PROC SQL consists of a standard set of statements and options to create, retrieve, alter, transform, and transfer data regardless of the operating system or where the data is located. These features provide tremendous power as well as control when integrating information from a variety of sources in a number of ways. Because emphasis is placed on PROC SQL’s data manipulation capabilities and not on its format and output capabilities, many programmers are unfamiliar with the SQL procedure’s output-producing features. Consequently, programmers resort to using report writers or special outputting tools to create the best looking output. To illustrate the virtues of PROC SQL in the SAS System, this chapter presents numerous examples on how output can be formatted and produced.
Being able to display a blank line between each row of output is available as a procedure option in PROC SQL. As with PROC PRINT, specifying DOUBLE in the SQL procedure inserts a blank line between each row of output (NODOUBLE is the default).
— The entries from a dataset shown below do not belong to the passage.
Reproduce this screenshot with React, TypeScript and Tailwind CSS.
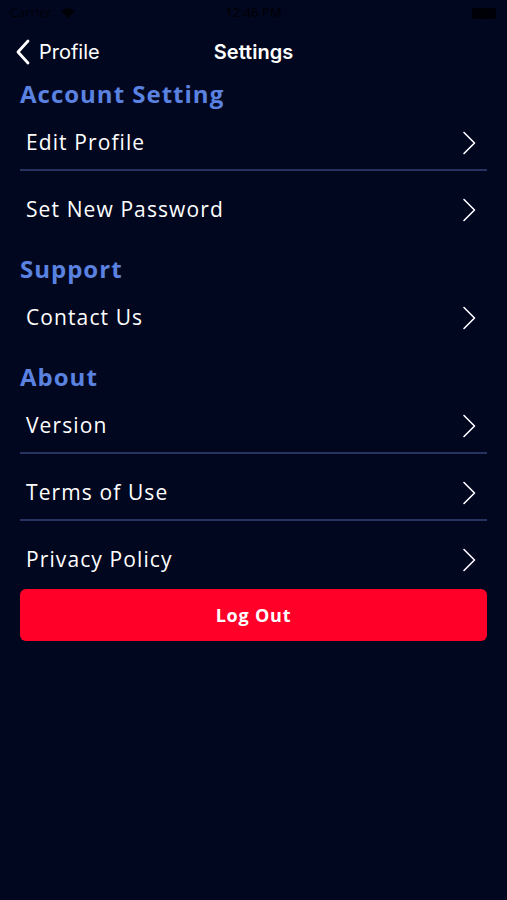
import React from "react";

const Chevron = () => (
  <svg width="16" height="24" viewBox="0 0 16 24" fill="none" className="shrink-0">
    <path d="M3 1.5 L13.5 12 L3 22.5" stroke="white" strokeWidth="1.6" strokeLinecap="round" strokeLinejoin="round" />
  </svg>
);

const Row = ({ label, divider }: { label: string; divider?: boolean }) => (
  <>
    <div className="h-[54px] flex items-center justify-between pl-[6px] pr-[10px] pt-px">
      <span className="text-[21px] text-white tracking-[1.1px]">{label}</span>
      <Chevron />
    </div>
    {divider && <div className="h-[2px] bg-[#263260] mb-[11px]" />}
  </>
);

const Header = ({ label, first }: { label: string; first?: boolean }) => (
  <div className={`h-8 flex items-center text-[24px] font-bold tracking-[1px] text-[#5a82e0] ${first ? "" : "mt-[17px]"} mb-[5px]`}>
    {label}
  </div>
);

export default function App() {
  return (
    <div
      className="w-[507px] h-[900px] bg-[#020720] overflow-hidden"
      style={{ fontFamily: '"Open Sans", "Noto Sans", sans-serif' }}
    >
      {/* status bar */}
      <div className="h-[26px] relative flex items-center px-[10px] text-[13px] text-black/80">
        <span>Carrier</span>
        <svg width="16" height="12" viewBox="0 0 16 12" className="ml-2">
          <path d="M8 11 L1 4 A10 10 0 0 1 15 4 Z" fill="black" opacity="0.8" />
        </svg>
        <span className="absolute left-1/2 -translate-x-1/2 font-semibold">12:46 PM</span>
        <div className="ml-auto mr-[1px] w-[24px] h-[11px] rounded-[3px] bg-black/80" />
      </div>
      {/* nav */}
      <div className="h-[52px] relative flex items-center px-[15px]" style={{ fontFamily: '"Inter", "Noto Sans", sans-serif' }}>
        <svg width="16" height="26" viewBox="0 0 16 26" fill="none">
          <path d="M13 2 L3 13 L13 24" stroke="white" strokeWidth="2.8" strokeLinecap="round" strokeLinejoin="round" />
        </svg>
        <span className="ml-[8px] text-[20px] text-white">Profile</span>
        <span className="absolute left-1/2 -translate-x-1/2 text-[20px] font-semibold text-white">Settings</span>
      </div>
      {/* content */}
      <div className="px-5">
        <Header label="Account Setting" first />
        <Row label="Edit Profile" divider />
        <Row label="Set New Password" />
        <Header label="Support" />
        <Row label="Contact Us" />
        <Header label="About" />
        <Row label="Version" divider />
        <Row label="Terms of Use" divider />
        <Row label="Privacy Policy" />
        <button className="mt-[3px] w-full h-[52px] rounded-[6px] bg-[#ff0028] text-white text-[18px] font-bold tracking-[0.8px] flex items-center justify-center">
          Log Out
        </button>
      </div>
    </div>
  );
}
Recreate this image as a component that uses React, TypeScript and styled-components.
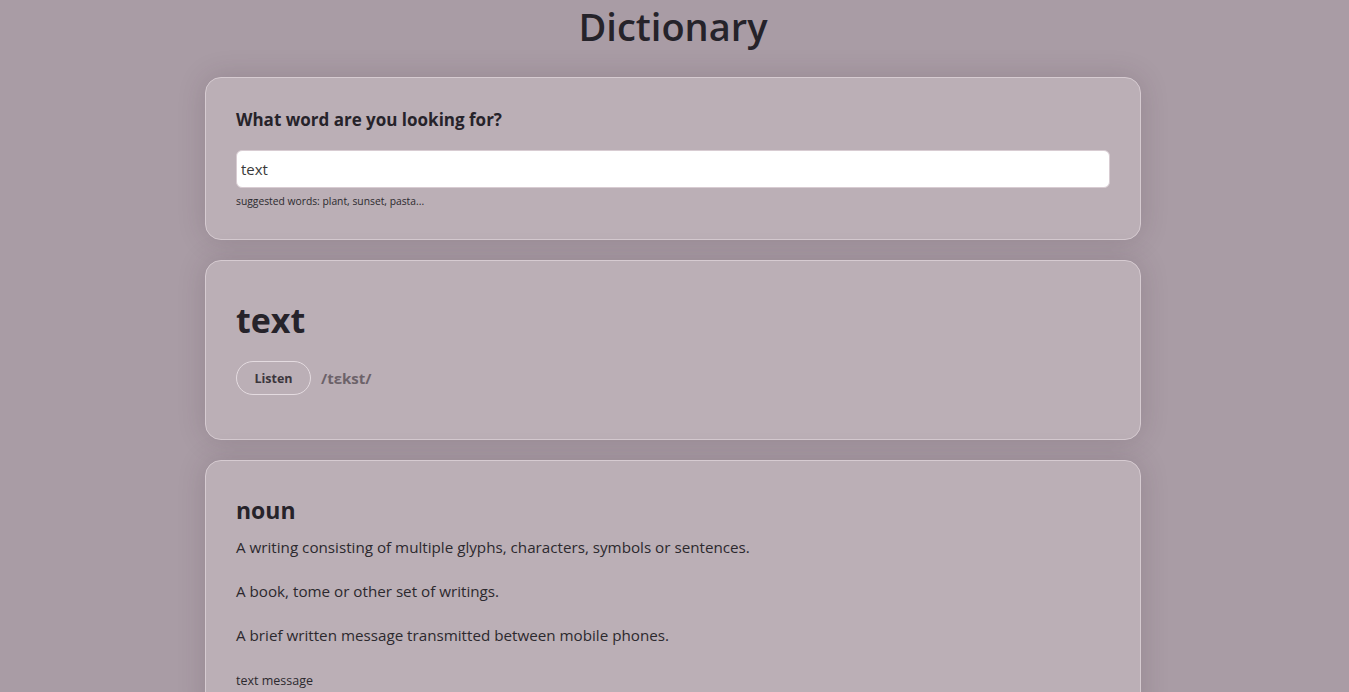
import React from "react";
import styled, { createGlobalStyle } from "styled-components";

const Global = createGlobalStyle`
  html, body { margin: 0; padding: 0; }
  body {
    background: #a99ca5;
    font-family: "Open Sans", "Noto Sans", sans-serif;
    color: #212529;
    height: 692px;
    overflow: hidden;
    padding-right: 3px;
  }
`;

const Page = styled.div`
  width: 936px;
  margin: 0 auto;
  display: flex;
  flex-direction: column;
  align-items: stretch;
`;

const Title = styled.h1`
  margin: 0 0 25px;
  text-align: center;
  font-size: 38px;
  font-weight: 600;
  line-height: 52px;
  color: #25232a;
`;

const Card = styled.section<{ $pb?: number }>`
  background: #bbafb6;
  border: 1px solid #d6cbd1;
  border-radius: 16px;
  box-shadow: 0 0 28px rgba(60, 40, 55, 0.18);
  padding: 30px 30px ${(p) => p.$pb ?? 30}px;
  margin-bottom: 20px;
`;

const Question = styled.h2`
  margin: 0 0 18px;
  font-size: 17px;
  font-weight: 700;
  line-height: 24px;
  color: #26232a;
`;

const Input = styled.input`
  display: block;
  box-sizing: border-box;
  width: 100%;
  height: 38px;
  border: 1px solid #d8ccd2;
  border-radius: 6px;
  background: #fff;
  padding: 0 4px;
  font-family: inherit;
  font-size: 15px;
  color: #3a3a3a;
  outline: none;
`;

const Hint = styled.div`
  margin-top: 6px;
  font-size: 10.3px;
  line-height: 14px;
  color: #2c2a2e;
`;

const Word = styled.h2`
  margin: 5px 0 17px;
  font-size: 34px;
  font-weight: 700;
  line-height: 48px;
  color: #26232a;
`;

const Row = styled.div`
  display: flex;
  align-items: center;
  gap: 10px;
`;

const Listen = styled.button`
  width: 75px;
  height: 34px;
  border: 1px solid #e4dbe0;
  border-radius: 17px;
  background: transparent;
  font-family: inherit;
  font-size: 12.5px;
  font-weight: 700;
  color: #3b363c;
`;

const Phonetic = styled.span`
  font-size: 15px;
  font-weight: 700;
  color: #6c6269;
`;

const Pos = styled.h3`
  margin: 4px 0 10px;
  font-size: 23px;
  font-weight: 700;
  line-height: 30px;
  color: #26232a;
`;

const Def = styled.p`
  margin: 0 0 20px;
  font-size: 15.2px;
  line-height: 24px;
  color: #2c292e;
`;

const Example = styled.div`
  margin-top: 25px;
  font-size: 12.5px;
  color: #2c292e;
`;

export default function App() {
  return (
    <>
      <Global />
      <Page>
        <Title>Dictionary</Title>
        <Card $pb={31}>
          <Question>What word are you looking for?</Question>
          <Input defaultValue="text" />
          <Hint>suggested words: plant, sunset, pasta...</Hint>
        </Card>
        <Card $pb={44}>
          <Word>text</Word>
          <Row>
            <Listen>Listen</Listen>
            <Phonetic>/tɛkst/</Phonetic>
          </Row>
        </Card>
        <Card>
          <Pos>noun</Pos>
          <Def>A writing consisting of multiple glyphs, characters, symbols or sentences.</Def>
          <Def>A book, tome or other set of writings.</Def>
          <Def>A brief written message transmitted between mobile phones.</Def>
          <Example>text message</Example>
        </Card>
      </Page>
    </>
  );
}
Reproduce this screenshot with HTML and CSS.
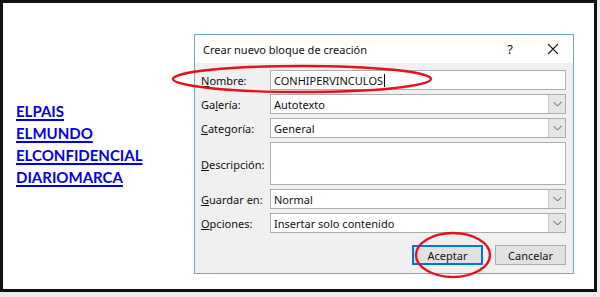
FILE: index.html
```html
<!DOCTYPE html>
<html>
<head>
<meta charset="utf-8">
<link rel="stylesheet" href="styles.css">
</head>
<body>
<div class="frame">
  <div class="links">
    <a href="#">ELPAIS</a>
    <a href="#">ELMUNDO</a>
    <a href="#">ELCONFIDENCIAL</a>
    <a href="#">DIARIOMARCA</a>
  </div>
  <div class="dialog">
    <div class="titlebar">
      <span class="title">Crear nuevo bloque de creación</span>
      <span class="help">?</span>
      <svg class="close" width="12" height="12" viewBox="0 0 12 12"><path d="M1 1L11 11M11 1L1 11" stroke="#222" stroke-width="1.1"/></svg>
    </div>
    <div class="body">
      <div class="form">
        <label class="lbl"><u>N</u>ombre:</label>
        <div class="field">CONHIPERVINCULOS<span class="caret"></span></div>
        <label class="lbl">Ga<u>l</u>ería:</label>
        <div class="field select"><span class="val">Autotexto</span><span class="dd"><svg width="9" height="6" viewBox="0 0 9 6"><path d="M0.5 1L4.5 5L8.5 1" fill="none" stroke="#555" stroke-width="1"/></svg></span></div>
        <label class="lbl"><u>C</u>ategoría:</label>
        <div class="field select"><span class="val">General</span><span class="dd"><svg width="9" height="6" viewBox="0 0 9 6"><path d="M0.5 1L4.5 5L8.5 1" fill="none" stroke="#555" stroke-width="1"/></svg></span></div>
        <label class="lbl"><u>D</u>escripción:</label>
        <div class="field area"></div>
        <label class="lbl"><u>G</u>uardar en:</label>
        <div class="field select"><span class="val">Normal</span><span class="dd"><svg width="9" height="6" viewBox="0 0 9 6"><path d="M0.5 1L4.5 5L8.5 1" fill="none" stroke="#555" stroke-width="1"/></svg></span></div>
        <label class="lbl"><u>O</u>pciones:</label>
        <div class="field select"><span class="val">Insertar solo contenido</span><span class="dd"><svg width="9" height="6" viewBox="0 0 9 6"><path d="M0.5 1L4.5 5L8.5 1" fill="none" stroke="#555" stroke-width="1"/></svg></span></div>
      </div>
      <div class="buttons">
        <button class="btn primary">Aceptar</button>
        <button class="btn">Cancelar</button>
      </div>
    </div>
  </div>
  <svg class="marks" width="597" height="292" viewBox="0 0 597 292">
    <ellipse cx="302" cy="79" rx="129" ry="13" fill="none" stroke="#e8101a" stroke-width="2.4"/>
    <ellipse cx="453" cy="255" rx="37" ry="22" fill="none" stroke="#e8101a" stroke-width="2.4"/>
  </svg>
</div>
</body>
</html>
```
FILE: styles.css
```css
html, body {
  margin: 0;
  padding: 0;
  background: #ececec;
}
.frame {
  position: relative;
  box-sizing: border-box;
  width: 597px;
  height: 292px;
  border: 3px solid #111;
  background: #fff;
  display: flex;
  align-items: flex-start;
}
.links {
  display: flex;
  flex-direction: column;
  margin-left: 13px;
  margin-top: 97px;
  width: 178px;
  flex: none;
}
.links a {
  font-family: "Lato", "Liberation Sans", sans-serif;
  font-weight: 700;
  font-size: 15px;
  line-height: 22px;
  color: #0000ee;
  text-decoration: underline;
  text-decoration-thickness: 1.5px;
  text-underline-offset: 2px;
  width: max-content;
}
.dialog {
  box-sizing: border-box;
  width: 380px;
  height: 240px;
  margin-top: 31px;
  border: 1px solid #6ea6e0;
  background: #f0f0f0;
  font-family: "Noto Sans", "Open Sans", sans-serif;
  font-size: 11px;
  color: #111;
  flex: none;
}
.titlebar {
  height: 28px;
  background: #fff;
  display: flex;
  align-items: center;
  padding-left: 8px;
}
.title {
  font-size: 11px;
  flex: 1;
  padding-top: 1px;
}
.help {
  font-size: 13px;
  margin-right: 34px;
}
.close {
  margin-right: 14px;
}
.body {
  padding: 7px 7px 0 6px;
}
.form {
  display: grid;
  grid-template-columns: 69px 1fr;
  grid-template-rows: 20px 20px 20px 43px 20px 20px;
  row-gap: 4px;
}
.lbl {
  display: flex;
  align-items: center;
  padding-top: 1px;
}
.lbl u {
  text-underline-offset: 1px;
}
.field {
  box-sizing: border-box;
  background: #fff;
  border: 1px solid #adadad;
  display: flex;
  align-items: center;
  padding-left: 3px;
}
.caret {
  display: inline-block;
  width: 1px;
  height: 13px;
  background: #000;
  margin-left: 1px;
}
.select .val {
  flex: 1;
}
.dd {
  align-self: stretch;
  width: 16px;
  background: #e5e5e5;
  border-left: 1px solid #c4c4c4;
  display: flex;
  align-items: center;
  justify-content: center;
}
.buttons {
  display: flex;
  justify-content: flex-end;
  gap: 12px;
  margin-top: 12px;
}
.btn {
  box-sizing: border-box;
  width: 71px;
  height: 20px;
  font-family: "Noto Sans", "Open Sans", sans-serif;
  font-size: 11px;
  color: #111;
  background: #e1e1e1;
  border: 1px solid #adadad;
  padding: 0;
}
.btn.primary {
  border: 2px solid #0078d7;
}
.marks {
  position: absolute;
  left: -3px;
  top: -3px;
  pointer-events: none;
}
```
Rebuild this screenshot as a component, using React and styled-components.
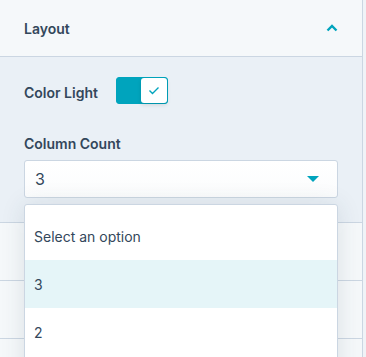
import React from "react";
import styled, { createGlobalStyle } from "styled-components";

const GlobalStyle = createGlobalStyle`
  html, body {
    margin: 0;
    padding: 0;
    background: #f0f3f7;
    font-family: "Inter", "Noto Sans", sans-serif;
    color: #33475b;
  }
`;

const Panel = styled.div`
  position: relative;
  width: 362px;
  height: 357px;
  overflow: hidden;
  border-right: 1px solid #cbd6e2;
  background: #f5f8fa;
`;

const SectionHeader = styled.div`
  display: flex;
  align-items: center;
  justify-content: space-between;
  height: ${(props) => props.height || 57}px;
  padding: 0 24px;
  background: #f5f8fa;
  border-bottom: 1px solid #cbd6e2;
  box-sizing: border-box;
  font-size: 14px;
  font-weight: 600;
`;

const SectionBody = styled.div`
  background: #eaf0f6;
  padding: 20px 24px 24px;
  border-bottom: 1px solid #cbd6e2;
`;

const Row = styled.div`
  display: flex;
  align-items: center;
  gap: 18px;
`;

const Label = styled.div`
  font-size: 14px;
  font-weight: 600;
  line-height: 18px;
  padding-top: ${(props) => props.shift || 0}px;
`;

const Toggle = styled.div`
  display: flex;
  width: 52px;
  height: 27px;
  border-radius: 3px;
  background: #00a4bd;
  border: 1px solid #00a4bd;
  box-sizing: border-box;
  justify-content: flex-end;
`;

const Knob = styled.div`
  width: 26px;
  height: 100%;
  background: #fff;
  border-radius: 3px;
  display: flex;
  align-items: center;
  justify-content: center;
  box-shadow: 0 2px 4px rgba(0, 0, 0, 0.12);
`;

const Field = styled.div`
  margin-top: 31px;
  position: relative;
`;

const Select = styled.div`
  margin-top: 7px;
  height: 38px;
  box-sizing: border-box;
  background: linear-gradient(#fff, #fbfcfd);
  border: 1px solid #cbd6e2;
  border-radius: 3px;
  display: flex;
  align-items: center;
  justify-content: space-between;
  padding: 0 18px 0 10px;
  font-size: 16px;
`;

const Caret = styled.div`
  width: 0;
  height: 0;
  border-left: 6px solid transparent;
  border-right: 6px solid transparent;
  border-top: 6px solid #00a4bd;
`;

const Menu = styled.div`
  position: absolute;
  left: 0;
  right: 0;
  top: 69px;
  min-height: 200px;
  background: #fff;
  border: 1px solid #cbd6e2;
  border-radius: 3px 3px 0 0;
  box-shadow: 0 1px 24px rgba(45, 62, 80, 0.12);
  padding-top: 7px;
  z-index: 2;
`;

const Option = styled.div`
  height: 48px;
  display: flex;
  align-items: center;
  padding: 0 9px;
  font-size: 14px;
  background: ${(props) => (props.active ? "#e5f5f8" : "#fff")};
`;

export default function App() {
  return (
    <>
      <GlobalStyle />
      <Panel>
        <SectionHeader>
          <span>Layout</span>
          <svg width="12" height="8" viewBox="0 0 12 8">
            <path d="M1.5 6.5 L6 2 L10.5 6.5" fill="none" stroke="#00a4bd" strokeWidth="2.4" />
          </svg>
        </SectionHeader>
        <SectionBody>
          <Row>
            <Label shift={4}>Color Light</Label>
            <Toggle>
              <Knob>
                <svg width="12" height="9" viewBox="0 0 12 9">
                  <path d="M1.5 4.5 L4.5 7.5 L10.5 1.5" fill="none" stroke="#00a4bd" strokeWidth="1.4" />
                </svg>
              </Knob>
            </Toggle>
          </Row>
          <Field>
            <Label>Column Count</Label>
            <Select>
              <span>3</span>
              <Caret />
            </Select>
            <Menu>
              <Option>Select an option</Option>
              <Option active>3</Option>
              <Option>2</Option>
            </Menu>
          </Field>
        </SectionBody>
        <SectionHeader height={58} />
        <SectionHeader height={58} />
      </Panel>
    </>
  );
}
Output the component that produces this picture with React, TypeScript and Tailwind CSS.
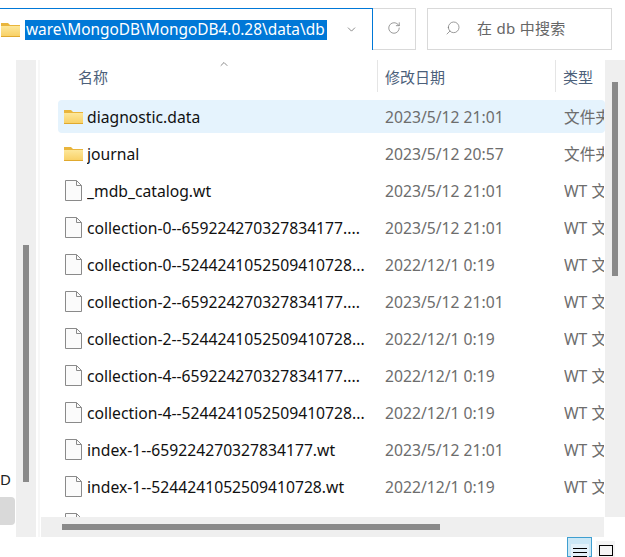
import { RotateCw, ChevronDown, ChevronUp, Search } from "lucide-react";

const files = [
  { name: "diagnostic.data", date: "2023/5/12 21:01", type: "文件夹", folder: true, selected: true },
  { name: "journal", date: "2023/5/12 20:57", type: "文件夹", folder: true },
  { name: "_mdb_catalog.wt", date: "2023/5/12 21:01", type: "WT 文件" },
  { name: "collection-0--659224270327834177....", date: "2023/5/12 21:01", type: "WT 文件" },
  { name: "collection-0--5244241052509410728...", date: "2022/12/1 0:19", type: "WT 文件" },
  { name: "collection-2--659224270327834177....", date: "2023/5/12 21:01", type: "WT 文件" },
  { name: "collection-2--5244241052509410728...", date: "2022/12/1 0:19", type: "WT 文件" },
  { name: "collection-4--659224270327834177....", date: "2022/12/1 0:19", type: "WT 文件" },
  { name: "collection-4--5244241052509410728...", date: "2022/12/1 0:19", type: "WT 文件" },
  { name: "index-1--659224270327834177.wt", date: "2023/5/12 21:01", type: "WT 文件" },
  { name: "index-1--5244241052509410728.wt", date: "2022/12/1 0:19", type: "WT 文件" },
  { name: "", date: "", type: "" },
];

function FolderIcon() {
  return (
    <svg width="19" height="15" viewBox="0 0 19 15" className="shrink-0">
      <defs>
        <linearGradient id="folderFill" x1="0" y1="0" x2="0" y2="1">
          <stop offset="0" stopColor="#fde79a" />
          <stop offset="1" stopColor="#f8cf62" />
        </linearGradient>
      </defs>
      <path d="M0 1h7l2 2h10V15H0z" fill="#e9b53c" />
      <path d="M0 4h19V14a1 1 0 0 1-1 1H1a1 1 0 0 1-1-1z" fill="url(#folderFill)" />
      <path d="M0 14h19v1H0z" fill="#e0a92e" />
    </svg>
  );
}

function FileIcon() {
  return (
    <svg width="17" height="21" viewBox="0 0 17 21" className="shrink-0">
      <path d="M.5.5h11l5 5v15H.5z" fill="#fbfbfb" stroke="#8a8a8a" />
      <path d="M11.5.5v5h5" fill="none" stroke="#8a8a8a" />
    </svg>
  );
}

export default function App() {
  return (
    <div className="h-[557px] w-[625px] overflow-hidden bg-white font-['Noto_Sans','Noto_Sans_CJK_SC',sans-serif] text-[15.7px]">
      {/* address bar */}
      <div className="flex h-[60px] items-start pt-2">
        <div className="flex h-[42px] w-[373px] items-center border-t border-r border-[#0078d7]">
          <div className="ml-[1px] flex w-[24px] shrink-0">
            <FolderIcon />
          </div>
          <span className="w-[302px] shrink-0 overflow-hidden bg-[#0078d7] pl-[1px] text-[15.4px] leading-[20px] whitespace-nowrap text-white">
            ware\MongoDB\MongoDB4.0.28\data\db
          </span>
          <ChevronDown className="ml-[18px] size-[13px] text-[#555]" strokeWidth={1.25} />
        </div>
        <div className="flex h-[42px] w-[43px] items-center justify-center border-y border-r border-[#d9d9d9] pb-[3px]">
          <RotateCw className="size-[14px] text-[#777]" strokeWidth={1.25} />
        </div>
        <div className="ml-[11px] flex h-[42px] w-[185px] items-center border border-[#d9d9d9] pb-[2px] pl-[17px] text-[#666]">
          <Search className="size-[16px] -scale-x-100 text-[#777]" strokeWidth={1.1} />
          <span className="ml-[16px] text-[15px] tracking-[0.3px]">在 db 中搜索</span>
        </div>
      </div>

      <div className="flex h-[497px]">
        {/* nav pane edge */}
        <div className="flex w-[16px] flex-col pt-[408px]">
          <span className="h-[22px] text-[15px] leading-[22px] text-[#222]">D</span>
          <div className="mt-[7px] h-[28px] w-[15px] rounded-r-sm bg-[#d9d9d9]" />
        </div>
        <div className="h-[477px] w-[20px] bg-[#efefef] pt-[185px] pl-[7px]">
          <div className="h-[237px] w-[6px] bg-[#8a8a8a]" />
        </div>
        <div className="w-[2px]" />
        <div className="h-[477px] w-[2px] bg-[#f7f7f7]" />
        <div className="w-[1px]" />

        {/* file list */}
        <div className="flex h-[497px] w-[584px] flex-col">
          <div className="flex h-[457px]">
            <div className="w-[564px] overflow-hidden">
              <div className="relative flex h-[40px] text-[15px] text-[#4c607a]">
                <ChevronUp className="absolute top-[-2px] left-[177px] size-[12px] text-[#666]" strokeWidth={1.5} />
                <div className="flex h-[32px] w-[336px] items-end pl-[37px] leading-[30px]">名称</div>
                <div className="flex h-[32px] w-[178px] items-end border-l border-[#e5e5e5] pl-[7px] leading-[30px]">修改日期</div>
                <div className="flex h-[32px] flex-1 items-end border-l border-[#e5e5e5] pl-[7px] leading-[30px]">类型</div>
              </div>
              <div className="flex flex-col gap-[4px] pl-[17px]">
                {files.map((f, i) => (
                  <div
                    key={i}
                    className={`flex h-[33px] shrink-0 items-center whitespace-nowrap ${f.selected ? "rounded-sm bg-[#e5f3fd]" : ""}`}
                  >
                    <div className="flex w-[29px] shrink-0 justify-center pl-[1px]">
                      {f.folder ? <FolderIcon /> : <FileIcon />}
                    </div>
                    <div className="w-[298px] shrink-0 overflow-hidden pt-[2px] text-[#111]">{f.name}</div>
                    <div className="w-[179px] shrink-0 pt-[2px] text-[#6d6d6d]">{f.date}</div>
                    <div className="w-[40px] shrink-0 overflow-hidden pt-[2px] text-[#6d6d6d]">{f.type}</div>
                  </div>
                ))}
              </div>
            </div>
            <div className="w-[20px] bg-[#efefef] pt-[22px] pl-[7px]">
              <div className="h-[194px] w-[6px] bg-[#8a8a8a]" />
            </div>
          </div>
          <div className="h-[20px] w-[563px] bg-[#efefef] pt-[7px] pl-[21px]">
            <div className="h-[6px] w-[378px] bg-[#8a8a8a]" />
          </div>
          <div className="relative h-[20px]">
            <div className="absolute top-[0px] left-[526px] flex h-[20px] w-[25px] justify-center border border-[#3f9fd0] bg-[#cce8f6]">
              <div className="mt-[6px] flex h-[14px] w-[18px] flex-col gap-[3px] bg-[#e3f2fa] px-[2px] pt-[4px]">
                <div className="h-px shrink-0 bg-black" />
                <div className="h-px shrink-0 bg-black" />
                <div className="h-px shrink-0 bg-black" />
              </div>
            </div>
            <div className="absolute top-[4px] left-[555px] h-[16px] w-[19px] bg-[#f5f5f5] pt-[4px] pl-[3px]">
              <div className="h-[11px] w-[14px] border border-black" />
            </div>
          </div>
        </div>
      </div>
    </div>
  );
}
Setting this option is especially useful when one or more flowed lines spans or wraps in the output because it provides visual separation between each row of data. This example illustrates using the DOUBLE option to double-space output.
PROC SQL DOUBLE;
SELECT *
FROM INVOICE;
QUIT;
Results
The SAS System Invoice Quantity Invoice Manufacturer Customer - Units Invoice Unit Product Number Number Number Sold Price Number ________________________________________________ ________________ 1001 500 201 5 $1 ,495.00 5001 1002 600 1301 2 $1 ,598.00 6001 1003 210 101 7 $245.00 2101 1004 111 501 3 $9 ,600.00 1110 1005 500 801 2 $798.00 5002 1006 500 901 4 $396.00 6000 1007 500 401 7 $23 ,100.00 1200 |
To revert back to single-spaced output, you can specify the RESET statement as long as the QUIT statement has not been issued to turn off the SQL procedure. When PROC SQL is active, you can specify the RESET statement with or without options to reestablish each option’s original settings. When the RESET statement is specified with one or more options, only those options are reset. This example illustrates the NODOUBLE option specified to turn off double-spaced output and reset printing back to the default single-spaced output.
PROC SQL;
RESET NODOUBLE;
QUIT;
You can specify an SQL procedure option called NUMBER to display row numbers on output under the column heading Row. The NUMBER option displays row numbers on output. The next example shows the NUMBER option being specified to turn on the display of row numbers.
SQL Code
PROC SQL NUMBER;
SELECT ITEM,
UNITS,
UNITCOST
FROM PURCHASES;
QUIT;
Results
The SAS System Row Item Units Unitcost _________________________________________ 1 Chair 1 $179.00 2 Pens 12 $0.89 3 Paper 4 $6.95 4 Stapler 1 $8.95 5 Mouse Pad 1 $11.79 6 Pens 24 $1.59 7 Markers . $0.99 |
As was presented in Chapter 2, “Working with Data in PROC SQL,” two or more strings can be concatenated together to produce a combined and longer string of characters. The concatenation character string operator, represented by two vertical bars “‖”, “!!”, or “¦¦” (depending on the operating system and keyboard being used), combines two or more strings or columns together forming a new string value. The next example shows the concatenation of the manufacturer city and state columns from the MANUFACTURERS table so that the second column immediately follows the first. Although the two character strings are concatenated, the output illustrates potential problems as a result of using the concatenation operator.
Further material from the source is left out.